Contraband seized included 22 crates of ammunition and more than 200 uniforms, mortar tubes, hand grenades, a few rifles, mines, rucksacks, sleeping bags, explosives and fuses.

Aimed at five target areas along a 28 km stretch of the border, the search was carried out by four helicopters and 300 soldiers and uncovered at least one location that the Americans identified as a likely "training or staging" base.

Wednesday's operation took place along a 28 km stretch of the administrative boundary between Kosovo and Serbia.

Both lie within Yugoslavia, but the UN and the international Kfor peacekeeping mission took control of Kosovo after a 78-day NATO bombing campaign forced Belgrade's security forces to withdraw last June.

American troops cordoned off an area around five villages on Wednesday. Ms Allen was with troops that searched Donje Dunavo.

"We entered a house from which people obviously had just fled. The stove and the beds were warm," she said.

"We found stores of uniforms, foodstuffs, training manuals and some hand grenades - the sort and quantity of stuff you would expect to find supporting insurgents in the field."
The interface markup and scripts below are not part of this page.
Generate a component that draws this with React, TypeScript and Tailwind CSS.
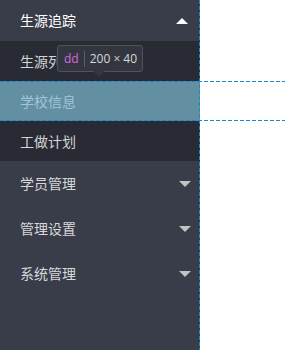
import React from "react";

const font = { fontFamily: '"Noto Sans CJK SC", "Noto Sans", sans-serif' };

function Caret({ up, color }: { up?: boolean; color: string }) {
  return (
    <svg width="12" height="6" viewBox="0 0 12 6" className="block">
      {up ? <polygon points="6,0 12,6 0,6" fill={color} /> : <polygon points="0,0 12,0 6,6" fill={color} />}
    </svg>
  );
}

export default function App() {
  return (
    <div className="relative w-[285px] h-[350px] bg-white overflow-hidden text-[14px]" style={font}>
      <div className="w-[200px] h-full bg-[#393d49] flex flex-col">
        <div className="h-[41px] flex items-center justify-between pl-5 pr-[12px] text-white">
          <span>生源追踪</span>
          <Caret up color="#ffffff" />
        </div>
        <div className="bg-[#282b33] flex flex-col">
          <div className="h-10 flex items-center pl-5 text-[#d3d4d6]">生源列表</div>
          <div className="h-10 flex items-center pl-5 bg-[#628fa2] text-[#a3c5d4]">学校信息</div>
          <div className="h-10 flex items-center pl-5 text-[#d3d4d6]">工做计划</div>
        </div>
        <div className="h-[45px] flex items-center justify-between pl-5 pr-[9px] text-[#d7d8da]">
          <span>学员管理</span>
          <Caret color="#c2c2c2" />
        </div>
        <div className="h-[45px] flex items-center justify-between pl-5 pr-[9px] text-[#d7d8da]">
          <span>管理设置</span>
          <Caret color="#c2c2c2" />
        </div>
        <div className="h-[45px] flex items-center justify-between pl-5 pr-[9px] text-[#d7d8da]">
          <span>系统管理</span>
          <Caret color="#c2c2c2" />
        </div>
      </div>

      {/* inspector guides */}
      <div className="absolute left-[199px] top-0 w-px h-full bg-[repeating-linear-gradient(to_bottom,#1c88c9_0px,#1c88c9_4px,transparent_4px,transparent_6px)]" />
      <div className="absolute left-0 top-[81px] w-full h-px bg-[repeating-linear-gradient(to_right,#1c88c9_0px,#1c88c9_4px,transparent_4px,transparent_6px)]" />
      <div className="absolute left-0 top-[120px] w-full h-px bg-[repeating-linear-gradient(to_right,#1c88c9_0px,#1c88c9_4px,transparent_4px,transparent_6px)]" />

      {/* tooltip */}
      <div className="absolute left-[57px] top-[45px]">
        <div className="relative h-[27px] w-[86px] rounded-[3px] bg-[#33363f] border border-[#50535b] flex items-center pl-[6px] whitespace-nowrap" style={{ fontFamily: '"Open Sans", "Noto Sans", sans-serif' }}>
          <span className="text-[#d56be5] text-[12px] leading-none">dd</span>
          <span className="mx-[5px] w-px h-[16px] bg-[#5c5f67]" />
          <span className="text-[#d5d7db] text-[12px] leading-none">200 × 40</span>
        </div>
        <div className="absolute left-[36px] top-[26px] w-0 h-0 border-l-[6px] border-r-[6px] border-t-[6px] border-l-transparent border-r-transparent border-t-[#33363f]" />
      </div>
    </div>
  );
}
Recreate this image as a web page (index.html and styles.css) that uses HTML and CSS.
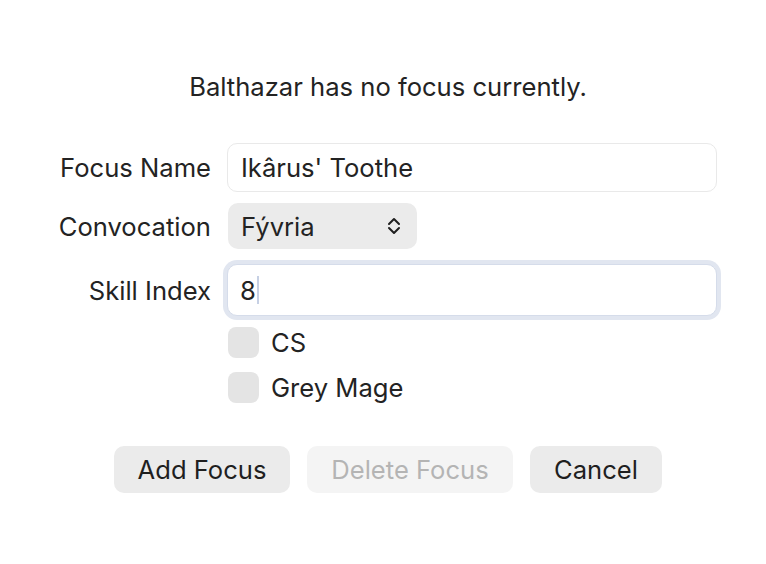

"Some of the hand grenades had been rigged for booby traps, as were landmines that we found elsewhere in the village. We believe that Donje Dunavo was a base of some sort. We captured two men who had fled from the house," she added.

Meanwhile, Yugoslav authorities shut down a local television station critical of the government yesterday in the second such action in a week, Belgrade media said.

Police and telecommunications inspectors broke into TV Pirot in southern Serbia early in the morning, seized the equipment and left a notice saying they had conducted an inspection, a local reporter told independent radio B292.

The opposition condemned the action as an attempt by President Slobodan Milosevic's administration to stifle independent news media. Independent media organisations called on the "democratic public" to help fight what it termed a government media clampdown.

Mr Dragan Banjac, vice-president of the Independent Journalists Association of Serbia, told reporters that journalists alone could not fight daily closures of both independent and opposition media.

"The entire democratic public must take up the defence. If they do not, complete silence and darkness will engulf Serbia," Mr Banjac said.

Mr Veran Matic, head of the Association of Independent Electronic Media (ANEM), said the media themselves could not organise political actions but he expressed the hope that Serbia's recently united opposition would make a move.

The opposition-run Belgrade city council yesterday condemned the state's media crackdown. It called on Serbian people and other town councils to use every legal democratic means at their disposal to resist attempts to curb the media.

The Federal Telecommunication Ministry issued a statement saying it had closed TV Pirot and would reopen it when it "fulfils conditions determined by the law", the state news agency Tanjug said.